If the state does not recapture the water rights to the Yadkin, it will add to the state’s growing budget deficit, and place a greater burden on all North Carolina taxpayers.

“The hidden tax is the wealth of the river being taken from us quietly and subtly,” Dick said. “We’re losing all the industry that would like to come here and use this cheap energy resource. It’s shameful for people to be struggling financially and to be so rich in natural resources.”

The Alcoa source that spoke to YES! Weekly said if Alcoa is granted another 50-year license, Stanly County will wind up on the short end of the stick.

“The county’s not going to get anything out of it,” the source said. “[Alcoa] is going to send their money to Iceland; they’re going to send it to Saudi Arabia to build plants there. Our superintendent has made that comment on several occasions. I don’t want to hear about what they’re doing in Saudi Arabia; I want to see the jobs come to the United States.”

In 2007, Alcoa officially opened Fjarda’l, an aluminum smelter at Reydarfjordur in eastern Iceland, according to the company’s website. The project represents Alcoa’s first new primary aluminum facility in 20 years. Alcoa is also building aluminum smelting facilities in Saudi Arabia and in the Amazon.

Alcoa’s lawyers have worked as interveners and helped frame NC DENR’s defense in the 401 water quality certification case, which Naujoks views as a significant conflict of interest.

“It is troubling DENR continues to work side by side with Alcoa in this case, the polluter they are supposed to regulate,” Naujoks said. “In my opinion this is a major conflict of interest. They seemingly can not do anything to Alcoa because they don’t want to give the appearance they are at odds with Alcoa.”

Massengale denied there is a conflict of interest in Alcoa’s lawyers working in tandem with the NC DENR’s lawyers.

“Say you see a car accident and you are asked to come to court to testify on the conditions that surrounded that event and you decided to drive 65 in a 35, you’re still going to get a ticket for speeding,” Massengale said. “In the same way, the NPDES permit program is separate from this 401 water quality certification that’s being discussed. I think we certainly have the ability to enforce clean-water regulations and through our permitting program while some other action is being discussed in this other venue.”
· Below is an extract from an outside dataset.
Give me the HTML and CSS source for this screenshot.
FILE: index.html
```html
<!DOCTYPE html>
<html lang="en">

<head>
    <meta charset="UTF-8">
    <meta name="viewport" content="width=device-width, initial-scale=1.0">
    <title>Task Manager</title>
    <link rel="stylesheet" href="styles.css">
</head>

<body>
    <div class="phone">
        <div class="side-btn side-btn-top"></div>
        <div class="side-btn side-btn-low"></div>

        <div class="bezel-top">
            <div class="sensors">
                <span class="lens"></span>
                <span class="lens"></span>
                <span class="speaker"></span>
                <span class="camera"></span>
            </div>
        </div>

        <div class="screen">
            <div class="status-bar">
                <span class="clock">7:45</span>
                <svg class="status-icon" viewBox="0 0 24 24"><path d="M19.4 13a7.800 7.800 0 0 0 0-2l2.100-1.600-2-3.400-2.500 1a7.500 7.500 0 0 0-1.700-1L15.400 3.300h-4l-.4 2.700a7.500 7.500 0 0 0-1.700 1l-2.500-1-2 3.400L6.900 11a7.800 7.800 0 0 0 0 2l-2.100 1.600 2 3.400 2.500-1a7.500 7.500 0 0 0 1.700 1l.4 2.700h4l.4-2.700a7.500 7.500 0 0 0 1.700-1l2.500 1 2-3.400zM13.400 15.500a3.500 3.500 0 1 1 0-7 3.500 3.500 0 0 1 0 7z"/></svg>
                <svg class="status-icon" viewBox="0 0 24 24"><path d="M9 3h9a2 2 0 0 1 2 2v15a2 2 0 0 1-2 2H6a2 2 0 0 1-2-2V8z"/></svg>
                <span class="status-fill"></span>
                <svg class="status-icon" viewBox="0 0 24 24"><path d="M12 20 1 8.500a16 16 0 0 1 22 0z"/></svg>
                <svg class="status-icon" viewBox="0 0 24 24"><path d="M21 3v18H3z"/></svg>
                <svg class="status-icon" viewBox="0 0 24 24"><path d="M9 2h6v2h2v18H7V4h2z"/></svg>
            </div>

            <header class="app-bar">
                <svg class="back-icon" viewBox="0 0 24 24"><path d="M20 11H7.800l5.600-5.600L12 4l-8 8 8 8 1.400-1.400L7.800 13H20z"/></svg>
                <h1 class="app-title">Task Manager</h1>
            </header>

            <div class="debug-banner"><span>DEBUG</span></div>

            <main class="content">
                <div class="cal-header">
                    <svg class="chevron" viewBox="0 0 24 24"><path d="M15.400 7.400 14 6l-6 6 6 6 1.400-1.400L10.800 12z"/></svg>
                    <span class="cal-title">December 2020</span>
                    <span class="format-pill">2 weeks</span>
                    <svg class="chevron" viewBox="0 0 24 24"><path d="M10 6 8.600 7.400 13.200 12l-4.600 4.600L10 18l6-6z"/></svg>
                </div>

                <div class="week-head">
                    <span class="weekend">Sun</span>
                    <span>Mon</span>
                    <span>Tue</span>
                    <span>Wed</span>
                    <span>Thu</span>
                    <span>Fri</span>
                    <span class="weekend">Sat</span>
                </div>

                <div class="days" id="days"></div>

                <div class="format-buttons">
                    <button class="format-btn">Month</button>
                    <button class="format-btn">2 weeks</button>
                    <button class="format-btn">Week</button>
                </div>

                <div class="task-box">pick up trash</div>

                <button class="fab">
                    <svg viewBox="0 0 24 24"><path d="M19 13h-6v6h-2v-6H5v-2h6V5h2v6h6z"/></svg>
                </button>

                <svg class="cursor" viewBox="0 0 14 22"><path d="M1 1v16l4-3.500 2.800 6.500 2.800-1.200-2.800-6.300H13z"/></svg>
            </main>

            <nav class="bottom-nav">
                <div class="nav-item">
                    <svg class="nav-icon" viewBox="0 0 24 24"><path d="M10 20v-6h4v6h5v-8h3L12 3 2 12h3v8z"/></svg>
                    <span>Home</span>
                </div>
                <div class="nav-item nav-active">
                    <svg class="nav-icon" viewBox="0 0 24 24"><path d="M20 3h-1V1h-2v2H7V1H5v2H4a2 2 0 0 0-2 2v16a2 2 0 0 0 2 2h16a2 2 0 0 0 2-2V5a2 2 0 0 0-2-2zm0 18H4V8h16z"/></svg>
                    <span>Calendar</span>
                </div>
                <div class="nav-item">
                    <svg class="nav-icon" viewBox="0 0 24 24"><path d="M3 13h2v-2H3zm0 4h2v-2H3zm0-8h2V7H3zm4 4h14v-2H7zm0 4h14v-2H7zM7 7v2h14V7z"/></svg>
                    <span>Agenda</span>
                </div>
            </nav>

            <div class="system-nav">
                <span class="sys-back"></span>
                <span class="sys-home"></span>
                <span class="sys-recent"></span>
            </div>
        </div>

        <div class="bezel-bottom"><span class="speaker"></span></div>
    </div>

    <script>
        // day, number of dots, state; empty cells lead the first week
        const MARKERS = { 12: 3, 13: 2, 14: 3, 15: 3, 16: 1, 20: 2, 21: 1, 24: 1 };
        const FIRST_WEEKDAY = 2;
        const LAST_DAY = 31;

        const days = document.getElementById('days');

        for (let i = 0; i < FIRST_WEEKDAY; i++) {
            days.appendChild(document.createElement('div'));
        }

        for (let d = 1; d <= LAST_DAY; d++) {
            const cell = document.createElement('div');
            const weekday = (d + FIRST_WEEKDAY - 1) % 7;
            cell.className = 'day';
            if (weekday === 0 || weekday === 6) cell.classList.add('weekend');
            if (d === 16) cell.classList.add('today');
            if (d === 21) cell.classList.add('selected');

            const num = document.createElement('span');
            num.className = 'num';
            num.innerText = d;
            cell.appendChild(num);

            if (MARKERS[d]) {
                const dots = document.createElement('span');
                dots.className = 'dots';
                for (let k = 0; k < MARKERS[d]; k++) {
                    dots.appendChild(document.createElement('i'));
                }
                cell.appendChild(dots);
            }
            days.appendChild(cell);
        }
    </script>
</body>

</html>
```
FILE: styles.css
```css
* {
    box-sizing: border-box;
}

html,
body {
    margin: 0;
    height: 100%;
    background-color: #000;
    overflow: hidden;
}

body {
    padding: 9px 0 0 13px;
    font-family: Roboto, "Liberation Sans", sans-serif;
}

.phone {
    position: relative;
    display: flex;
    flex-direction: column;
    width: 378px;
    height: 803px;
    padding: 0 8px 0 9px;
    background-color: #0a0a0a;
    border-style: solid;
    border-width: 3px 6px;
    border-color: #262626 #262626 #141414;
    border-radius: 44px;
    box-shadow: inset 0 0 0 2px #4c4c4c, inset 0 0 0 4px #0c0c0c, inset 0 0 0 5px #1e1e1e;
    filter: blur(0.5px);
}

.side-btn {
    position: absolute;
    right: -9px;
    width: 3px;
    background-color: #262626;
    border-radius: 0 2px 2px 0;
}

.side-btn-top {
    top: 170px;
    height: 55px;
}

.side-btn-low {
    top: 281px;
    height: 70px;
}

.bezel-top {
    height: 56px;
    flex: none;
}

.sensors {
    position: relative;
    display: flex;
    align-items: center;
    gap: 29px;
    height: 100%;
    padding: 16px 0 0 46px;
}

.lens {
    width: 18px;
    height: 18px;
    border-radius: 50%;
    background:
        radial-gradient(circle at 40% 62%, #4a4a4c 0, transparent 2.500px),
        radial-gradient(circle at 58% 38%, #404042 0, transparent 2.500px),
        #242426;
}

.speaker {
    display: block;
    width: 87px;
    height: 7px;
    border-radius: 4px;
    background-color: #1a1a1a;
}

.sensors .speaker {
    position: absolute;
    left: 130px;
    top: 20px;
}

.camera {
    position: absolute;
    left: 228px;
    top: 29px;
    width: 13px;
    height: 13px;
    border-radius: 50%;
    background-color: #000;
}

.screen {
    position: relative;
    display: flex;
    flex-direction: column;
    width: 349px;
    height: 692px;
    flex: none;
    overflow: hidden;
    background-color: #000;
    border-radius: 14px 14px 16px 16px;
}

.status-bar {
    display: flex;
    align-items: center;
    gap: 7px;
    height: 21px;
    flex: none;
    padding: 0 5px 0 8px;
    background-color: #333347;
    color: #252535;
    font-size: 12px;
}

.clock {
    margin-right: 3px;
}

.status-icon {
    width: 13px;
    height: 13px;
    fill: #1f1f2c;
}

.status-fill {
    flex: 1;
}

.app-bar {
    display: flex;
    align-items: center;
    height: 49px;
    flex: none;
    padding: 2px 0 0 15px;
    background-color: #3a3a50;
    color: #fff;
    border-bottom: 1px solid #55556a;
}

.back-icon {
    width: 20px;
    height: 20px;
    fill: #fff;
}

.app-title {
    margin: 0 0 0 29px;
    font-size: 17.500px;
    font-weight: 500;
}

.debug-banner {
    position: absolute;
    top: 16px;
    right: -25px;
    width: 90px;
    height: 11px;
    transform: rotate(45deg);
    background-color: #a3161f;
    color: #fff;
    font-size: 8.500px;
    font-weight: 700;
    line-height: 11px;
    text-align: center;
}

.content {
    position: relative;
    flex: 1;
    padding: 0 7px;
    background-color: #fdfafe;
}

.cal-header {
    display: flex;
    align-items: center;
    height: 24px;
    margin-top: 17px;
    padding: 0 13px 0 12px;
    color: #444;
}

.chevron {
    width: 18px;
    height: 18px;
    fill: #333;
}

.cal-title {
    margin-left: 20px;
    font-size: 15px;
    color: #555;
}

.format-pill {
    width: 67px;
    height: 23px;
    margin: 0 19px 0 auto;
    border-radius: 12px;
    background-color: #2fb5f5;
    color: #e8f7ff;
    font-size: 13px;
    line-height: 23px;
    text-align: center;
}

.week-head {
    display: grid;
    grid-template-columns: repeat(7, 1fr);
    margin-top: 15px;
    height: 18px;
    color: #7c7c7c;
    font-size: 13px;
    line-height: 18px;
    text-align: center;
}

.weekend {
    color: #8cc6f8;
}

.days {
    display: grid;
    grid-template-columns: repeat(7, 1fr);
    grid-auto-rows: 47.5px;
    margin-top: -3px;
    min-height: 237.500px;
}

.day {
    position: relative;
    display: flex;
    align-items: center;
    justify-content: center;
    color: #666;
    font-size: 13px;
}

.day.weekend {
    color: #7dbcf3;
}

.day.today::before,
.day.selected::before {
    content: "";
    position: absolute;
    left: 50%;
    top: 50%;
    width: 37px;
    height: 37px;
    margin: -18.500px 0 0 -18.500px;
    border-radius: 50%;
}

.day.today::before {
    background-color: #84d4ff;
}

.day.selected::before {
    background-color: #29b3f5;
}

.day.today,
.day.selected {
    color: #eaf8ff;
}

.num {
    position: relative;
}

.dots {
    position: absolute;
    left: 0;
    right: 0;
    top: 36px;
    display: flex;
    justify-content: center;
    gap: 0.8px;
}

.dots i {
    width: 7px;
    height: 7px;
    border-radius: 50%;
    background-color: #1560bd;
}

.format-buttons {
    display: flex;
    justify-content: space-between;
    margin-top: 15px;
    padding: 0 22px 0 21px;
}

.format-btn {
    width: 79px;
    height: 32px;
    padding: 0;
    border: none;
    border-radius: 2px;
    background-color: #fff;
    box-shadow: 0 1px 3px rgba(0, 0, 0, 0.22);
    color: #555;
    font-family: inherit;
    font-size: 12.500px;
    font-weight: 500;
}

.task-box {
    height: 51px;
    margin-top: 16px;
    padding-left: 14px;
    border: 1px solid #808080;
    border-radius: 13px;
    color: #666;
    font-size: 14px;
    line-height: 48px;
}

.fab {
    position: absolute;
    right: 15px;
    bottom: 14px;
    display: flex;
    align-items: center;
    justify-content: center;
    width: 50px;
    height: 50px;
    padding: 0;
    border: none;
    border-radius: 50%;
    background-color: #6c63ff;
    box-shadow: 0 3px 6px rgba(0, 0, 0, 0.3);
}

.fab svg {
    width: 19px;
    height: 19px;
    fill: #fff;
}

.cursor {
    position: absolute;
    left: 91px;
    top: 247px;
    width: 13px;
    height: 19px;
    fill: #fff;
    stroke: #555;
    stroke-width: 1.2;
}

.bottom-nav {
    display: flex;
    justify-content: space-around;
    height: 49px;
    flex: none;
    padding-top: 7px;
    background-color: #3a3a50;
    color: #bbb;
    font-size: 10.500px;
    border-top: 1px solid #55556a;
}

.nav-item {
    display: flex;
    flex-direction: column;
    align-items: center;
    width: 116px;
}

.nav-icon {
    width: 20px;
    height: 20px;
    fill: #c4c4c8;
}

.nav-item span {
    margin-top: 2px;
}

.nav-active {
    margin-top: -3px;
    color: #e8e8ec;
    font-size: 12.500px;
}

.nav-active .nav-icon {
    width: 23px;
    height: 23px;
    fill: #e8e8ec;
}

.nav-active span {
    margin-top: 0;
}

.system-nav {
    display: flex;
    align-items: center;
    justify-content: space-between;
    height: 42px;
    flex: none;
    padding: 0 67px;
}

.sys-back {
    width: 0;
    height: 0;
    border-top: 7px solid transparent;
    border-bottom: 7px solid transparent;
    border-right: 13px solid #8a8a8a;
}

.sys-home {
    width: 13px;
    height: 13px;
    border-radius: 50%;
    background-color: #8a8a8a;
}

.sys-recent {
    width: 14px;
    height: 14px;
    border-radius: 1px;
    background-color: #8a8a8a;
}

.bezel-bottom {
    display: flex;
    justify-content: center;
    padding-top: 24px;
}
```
THE HUMAN COST OF ALCOA’S OPERATIONS

Helen Hammonds watched her husband, William, fight for every breath as he was dying of cancer. An avid angler, Helen said William often enjoyed fishing at Badin Lake and eating his daily catch. Then one day, William was told he had a rare form of non-Hodgkins lymphoma.
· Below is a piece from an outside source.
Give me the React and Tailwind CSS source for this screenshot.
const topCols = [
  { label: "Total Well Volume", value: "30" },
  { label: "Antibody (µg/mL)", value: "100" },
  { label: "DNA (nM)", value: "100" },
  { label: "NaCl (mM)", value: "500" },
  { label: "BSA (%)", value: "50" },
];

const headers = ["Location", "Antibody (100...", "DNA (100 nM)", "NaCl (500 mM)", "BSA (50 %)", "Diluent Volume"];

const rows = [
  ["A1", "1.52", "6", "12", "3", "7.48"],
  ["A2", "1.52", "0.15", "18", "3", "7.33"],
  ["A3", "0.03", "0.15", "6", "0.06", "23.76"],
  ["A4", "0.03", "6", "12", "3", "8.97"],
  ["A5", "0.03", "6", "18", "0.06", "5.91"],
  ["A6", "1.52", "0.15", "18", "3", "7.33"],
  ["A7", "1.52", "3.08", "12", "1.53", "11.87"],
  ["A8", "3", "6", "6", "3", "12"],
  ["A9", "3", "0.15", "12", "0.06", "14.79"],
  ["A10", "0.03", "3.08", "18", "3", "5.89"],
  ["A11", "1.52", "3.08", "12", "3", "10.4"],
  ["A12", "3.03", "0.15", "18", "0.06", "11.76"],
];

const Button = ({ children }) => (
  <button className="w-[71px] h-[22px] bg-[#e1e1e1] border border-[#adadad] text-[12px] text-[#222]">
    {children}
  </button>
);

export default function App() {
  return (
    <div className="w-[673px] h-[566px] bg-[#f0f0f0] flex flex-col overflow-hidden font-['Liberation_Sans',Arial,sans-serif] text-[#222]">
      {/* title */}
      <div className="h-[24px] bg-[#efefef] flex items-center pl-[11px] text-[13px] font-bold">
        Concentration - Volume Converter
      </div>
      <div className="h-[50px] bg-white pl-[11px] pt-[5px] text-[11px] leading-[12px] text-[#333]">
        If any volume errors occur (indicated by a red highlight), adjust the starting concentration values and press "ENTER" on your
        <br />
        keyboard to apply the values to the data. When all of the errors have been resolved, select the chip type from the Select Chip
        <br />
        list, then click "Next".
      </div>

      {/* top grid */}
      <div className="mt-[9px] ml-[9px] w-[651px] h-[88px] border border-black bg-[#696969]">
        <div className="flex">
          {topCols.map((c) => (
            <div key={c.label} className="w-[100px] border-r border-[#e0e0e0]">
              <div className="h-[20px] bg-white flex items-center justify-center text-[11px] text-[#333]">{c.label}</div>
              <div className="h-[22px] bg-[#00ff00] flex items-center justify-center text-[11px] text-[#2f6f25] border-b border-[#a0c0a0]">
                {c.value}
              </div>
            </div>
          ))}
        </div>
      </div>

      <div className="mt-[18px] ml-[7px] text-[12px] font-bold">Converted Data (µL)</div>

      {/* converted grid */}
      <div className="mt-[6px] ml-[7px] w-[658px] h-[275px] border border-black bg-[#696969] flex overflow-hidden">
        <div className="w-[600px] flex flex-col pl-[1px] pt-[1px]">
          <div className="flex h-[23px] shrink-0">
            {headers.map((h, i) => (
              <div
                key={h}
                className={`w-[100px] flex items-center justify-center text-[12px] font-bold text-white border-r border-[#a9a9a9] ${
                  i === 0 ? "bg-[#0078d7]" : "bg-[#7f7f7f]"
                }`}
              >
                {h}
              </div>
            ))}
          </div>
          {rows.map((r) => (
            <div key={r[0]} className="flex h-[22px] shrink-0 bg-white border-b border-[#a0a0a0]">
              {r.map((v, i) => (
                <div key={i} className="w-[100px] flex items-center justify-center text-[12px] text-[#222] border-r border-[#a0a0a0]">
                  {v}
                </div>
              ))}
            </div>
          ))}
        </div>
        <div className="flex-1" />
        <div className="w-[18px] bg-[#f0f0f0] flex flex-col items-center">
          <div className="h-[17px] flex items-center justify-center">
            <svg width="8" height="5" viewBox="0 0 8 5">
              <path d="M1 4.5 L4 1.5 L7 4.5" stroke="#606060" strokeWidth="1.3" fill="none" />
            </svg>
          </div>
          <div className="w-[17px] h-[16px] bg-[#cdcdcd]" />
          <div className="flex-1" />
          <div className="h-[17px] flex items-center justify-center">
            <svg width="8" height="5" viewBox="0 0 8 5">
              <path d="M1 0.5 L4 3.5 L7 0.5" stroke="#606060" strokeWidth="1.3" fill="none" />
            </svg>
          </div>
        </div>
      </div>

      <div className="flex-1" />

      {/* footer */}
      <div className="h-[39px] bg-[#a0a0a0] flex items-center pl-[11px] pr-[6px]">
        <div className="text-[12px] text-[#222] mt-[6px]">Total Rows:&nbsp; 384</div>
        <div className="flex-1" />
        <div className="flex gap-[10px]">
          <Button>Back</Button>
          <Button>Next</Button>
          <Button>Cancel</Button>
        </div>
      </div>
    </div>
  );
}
“When we asked the oncologist why he got this particular type of cancer, ‘Was it something he had done or something he could have avoided?’ And she said, ‘No it was nothing that you did. This type of mutation is caused by a type of environmental toxin,’” Hammonds recalled.
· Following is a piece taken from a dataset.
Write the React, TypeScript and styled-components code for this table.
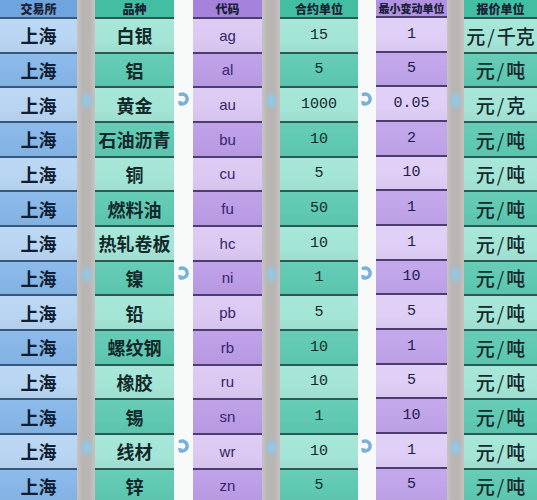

Hammonds said William’s blood tests revealed four specific congeners, or identifying markers, that could be traced to Alcoa’s aluminum smelting operations. Helen said she contacted NC Sen. Stan Bingham, who put her in touch with Sen. Fletcher Hartsell. Helen was shown Rodgers’ study, which revealed a link between the PCBs found in William’s blood and those discharged into the water supply by Alcoa’s Badin Works operation.

“You could’ve knocked me over with a feather when they said they were the exact same PCBs, had the same congeners, the same identification as the ones at Badin Lake that belong

to Alcoa,” Hammonds said. “So am I angry? Oh Lord yes, I’m angry because my husband clawed for every breath. He fought hard and he lost.